Сейчас я - в Таллине, городе сказочном, неповторимом, и от его неповторимой древности веет печалью. Живу на положении высокого правительственного гостя. Люксовый номер в Резиденции. Прикрепленный автомобиль. Куды хочу - туды ворочу. Чего еще надо?!. И Бог с ним - с "Простором"! "Хороший был журнал, - сказал мне Арбузов, - но Вы, вероятно, не знали про надпись в одесском трамвае: "Не высовывайся! Что ты завтра будешь высовывать?!"

А вообще, а вообще сделали мы - все вместе - немалое дело, и наши имена припоминая, нас не забудут в новых временах!

В Дубултах - в так называемом Доме творчества - я был на малоуютной даче, в печальной комнате, в которой жил и, говорят, пил, и написал свой гениальный "Дождливый рассвет" Паустовский. Эту его вещь - я лично - могу сравнить только с "Чистым понедельником" Бунина - и все же. И все же. Я уже писал об этом Генке. Здесь живут чужие господа. И чужая плещется вода. И с грустью думаю я о незавидной судьбе великих российских скитальцев - Рахманинове, Шаляпине, Бунине... Кстати, Бунин, говорят, был в Таллине /уже нобелевским лауреатом/, и я видел старинный таллинский отель, в котором он жил. И уже этим -я счастлив!

А затем- низкий поклон мой всем вашим - Ане, Марише, Петру Марковичу, бабушке.

Обнимаю, целую Вас.

Ваш Ив. Шухов.

Таллин, 10.7.74 г.

НВ. Поклон мой малышам "Простора" - Саше и Володе - ребятам нашим!

НВВ. А печалью веет в этом городе - я наконец разгадал - от органной музыки, которая все время звучит по радио, и особенно - вечером!"

В письме упоминаются - Геннадий Толмачев, Александр Самойленко, Владлен Берденников.... Ивана Петровича всегда тянуло к молодежи, да и сам он - в душе - оставался молодым, пылким, способным остро переживать все - горечь поражения, красоту мира, судьбы других людей...

Грустное свое письмо написал он за два года до смерти...

3. Саша Воронель

В конце шестидесятых - не помню, в каком году именно - я получил неожиданное письмо: Саша Воронель сообщал, что едет на конференцию в Алма-Ату и что неплохо было бы встретиться... Мы не виделись около двадцати лет - после той нашей школьной истории... За исключением одного раза - в Москве, в 1948 или 1949 году.
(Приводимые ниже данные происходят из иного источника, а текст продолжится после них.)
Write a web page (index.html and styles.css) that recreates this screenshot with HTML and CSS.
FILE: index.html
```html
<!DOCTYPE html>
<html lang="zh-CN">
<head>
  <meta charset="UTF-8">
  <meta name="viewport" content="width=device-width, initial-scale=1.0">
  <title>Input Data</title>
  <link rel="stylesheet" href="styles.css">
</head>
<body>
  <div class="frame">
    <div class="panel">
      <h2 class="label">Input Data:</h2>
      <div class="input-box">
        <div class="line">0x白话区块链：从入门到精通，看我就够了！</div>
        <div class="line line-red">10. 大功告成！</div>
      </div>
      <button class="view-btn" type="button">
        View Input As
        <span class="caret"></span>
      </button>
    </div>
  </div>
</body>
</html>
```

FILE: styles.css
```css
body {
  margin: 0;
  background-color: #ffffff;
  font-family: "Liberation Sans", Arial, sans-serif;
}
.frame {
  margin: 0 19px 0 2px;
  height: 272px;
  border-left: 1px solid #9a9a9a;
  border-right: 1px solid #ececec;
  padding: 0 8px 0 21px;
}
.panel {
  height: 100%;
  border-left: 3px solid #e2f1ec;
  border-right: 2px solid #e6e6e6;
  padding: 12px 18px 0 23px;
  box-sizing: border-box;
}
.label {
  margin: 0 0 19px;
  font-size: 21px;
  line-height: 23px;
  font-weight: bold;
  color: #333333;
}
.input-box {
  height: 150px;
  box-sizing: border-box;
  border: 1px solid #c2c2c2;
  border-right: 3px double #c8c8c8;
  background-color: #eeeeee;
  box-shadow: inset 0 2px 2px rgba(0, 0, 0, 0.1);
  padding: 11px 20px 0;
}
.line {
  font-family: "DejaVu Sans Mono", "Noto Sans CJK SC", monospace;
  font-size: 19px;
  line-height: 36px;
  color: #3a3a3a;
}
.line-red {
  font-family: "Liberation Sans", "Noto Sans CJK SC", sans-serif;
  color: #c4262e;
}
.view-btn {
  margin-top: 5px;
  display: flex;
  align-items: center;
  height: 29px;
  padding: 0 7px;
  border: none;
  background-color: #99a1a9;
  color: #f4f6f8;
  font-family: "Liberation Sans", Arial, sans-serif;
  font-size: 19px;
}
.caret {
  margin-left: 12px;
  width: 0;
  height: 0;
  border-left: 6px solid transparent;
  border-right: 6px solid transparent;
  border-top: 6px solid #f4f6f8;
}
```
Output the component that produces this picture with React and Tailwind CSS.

Наша встреча не восстановила прежние дружеские отношения, а, наоборот, окончательно развела нас, я написал ему резкое, злое письмо... И вдруг, "двадцать лет спустя"... В письме он перечислял мои опубликованные вещи, он их, оказывается, читал в "Ленинке"... Все это было трогательно, от письма потянуло юностью, нашими наивными надеждами...

Я встретил Воронеля в аэропорту, по дороге к нам заехали в гостиницу сбросить вещи, получилась какая-то неувязка с заранее вроде бы заказанным номером, я убеждал администратора, что Воронель - замечательный физик, работает в Дубне, в 30 лет стал доктором наук... Все это так и было, но сам Саша, казалось, мало переменился - такой же тяжеловатый, крепко сложенный, с рассеянной, слегка загадочной улыбкой на толстых выпуклых губах, со скользящим, ушедшим в себя взглядом, в котором порой вспыхивали настороженные смешинки... После знакомства с Аней, ее родителями, Маринкой, после перечисления событий в жизни каждого, случившихся за эти годы, я - уже позже, вечером - поставил на кухонный столик бутылку водки, призванную облегчить душевный контакт... Но вдруг выяснилось, что Саша не пьет, ну - самую чуточку... Для Алма-Аты, в первую очередь - для литературного круга это было нарушением привычной традиции. Впрочем, это не помешало нам найти общий и близкий для обоих язык.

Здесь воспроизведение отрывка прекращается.